WHAT TO WORK ON:
Return each line holding the string "React".

[Begin DATASET CONTENT]

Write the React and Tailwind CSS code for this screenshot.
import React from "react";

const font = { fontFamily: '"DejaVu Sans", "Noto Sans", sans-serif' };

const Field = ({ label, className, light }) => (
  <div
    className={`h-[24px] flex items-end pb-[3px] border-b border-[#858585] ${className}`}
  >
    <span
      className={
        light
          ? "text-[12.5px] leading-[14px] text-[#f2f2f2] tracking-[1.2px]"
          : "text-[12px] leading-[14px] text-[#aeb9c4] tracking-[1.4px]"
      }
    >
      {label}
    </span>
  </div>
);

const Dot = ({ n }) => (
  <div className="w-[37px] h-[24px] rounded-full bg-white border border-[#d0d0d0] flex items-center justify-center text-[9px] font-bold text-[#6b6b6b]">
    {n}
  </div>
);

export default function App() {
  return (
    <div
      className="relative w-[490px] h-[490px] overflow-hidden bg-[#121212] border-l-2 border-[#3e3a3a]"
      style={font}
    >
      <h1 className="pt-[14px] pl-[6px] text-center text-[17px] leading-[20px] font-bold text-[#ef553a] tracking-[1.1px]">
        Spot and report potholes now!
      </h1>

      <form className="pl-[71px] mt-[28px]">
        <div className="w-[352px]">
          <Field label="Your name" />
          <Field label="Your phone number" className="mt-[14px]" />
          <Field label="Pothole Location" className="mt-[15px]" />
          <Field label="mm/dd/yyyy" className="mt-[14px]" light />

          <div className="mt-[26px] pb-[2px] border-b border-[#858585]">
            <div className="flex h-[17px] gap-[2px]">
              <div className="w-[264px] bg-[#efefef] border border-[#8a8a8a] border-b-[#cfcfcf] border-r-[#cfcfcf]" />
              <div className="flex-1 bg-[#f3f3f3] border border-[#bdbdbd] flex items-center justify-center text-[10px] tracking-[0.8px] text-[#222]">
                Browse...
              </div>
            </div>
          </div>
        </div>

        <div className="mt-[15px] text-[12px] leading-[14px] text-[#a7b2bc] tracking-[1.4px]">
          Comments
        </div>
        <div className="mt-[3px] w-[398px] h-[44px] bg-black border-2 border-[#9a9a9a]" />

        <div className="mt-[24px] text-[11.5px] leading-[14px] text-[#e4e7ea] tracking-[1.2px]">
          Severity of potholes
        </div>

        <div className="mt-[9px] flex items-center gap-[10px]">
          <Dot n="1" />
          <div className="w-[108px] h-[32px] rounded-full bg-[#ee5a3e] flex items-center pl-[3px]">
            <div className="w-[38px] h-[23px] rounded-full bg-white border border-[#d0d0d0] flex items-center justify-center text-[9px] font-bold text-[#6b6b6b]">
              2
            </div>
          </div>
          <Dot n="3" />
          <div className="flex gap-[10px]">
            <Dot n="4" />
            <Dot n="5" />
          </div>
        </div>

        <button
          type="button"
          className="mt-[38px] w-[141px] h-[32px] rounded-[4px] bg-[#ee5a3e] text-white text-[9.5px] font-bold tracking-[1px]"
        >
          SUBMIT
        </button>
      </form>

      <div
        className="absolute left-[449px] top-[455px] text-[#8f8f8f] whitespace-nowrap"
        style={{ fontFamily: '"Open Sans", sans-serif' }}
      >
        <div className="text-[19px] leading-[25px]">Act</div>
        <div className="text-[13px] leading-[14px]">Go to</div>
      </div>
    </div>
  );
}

[End DATASET CONTENT]

SOLUTION FOR THIS TASK:
Write the React and Tailwind CSS code for this screenshot.
import React from "react";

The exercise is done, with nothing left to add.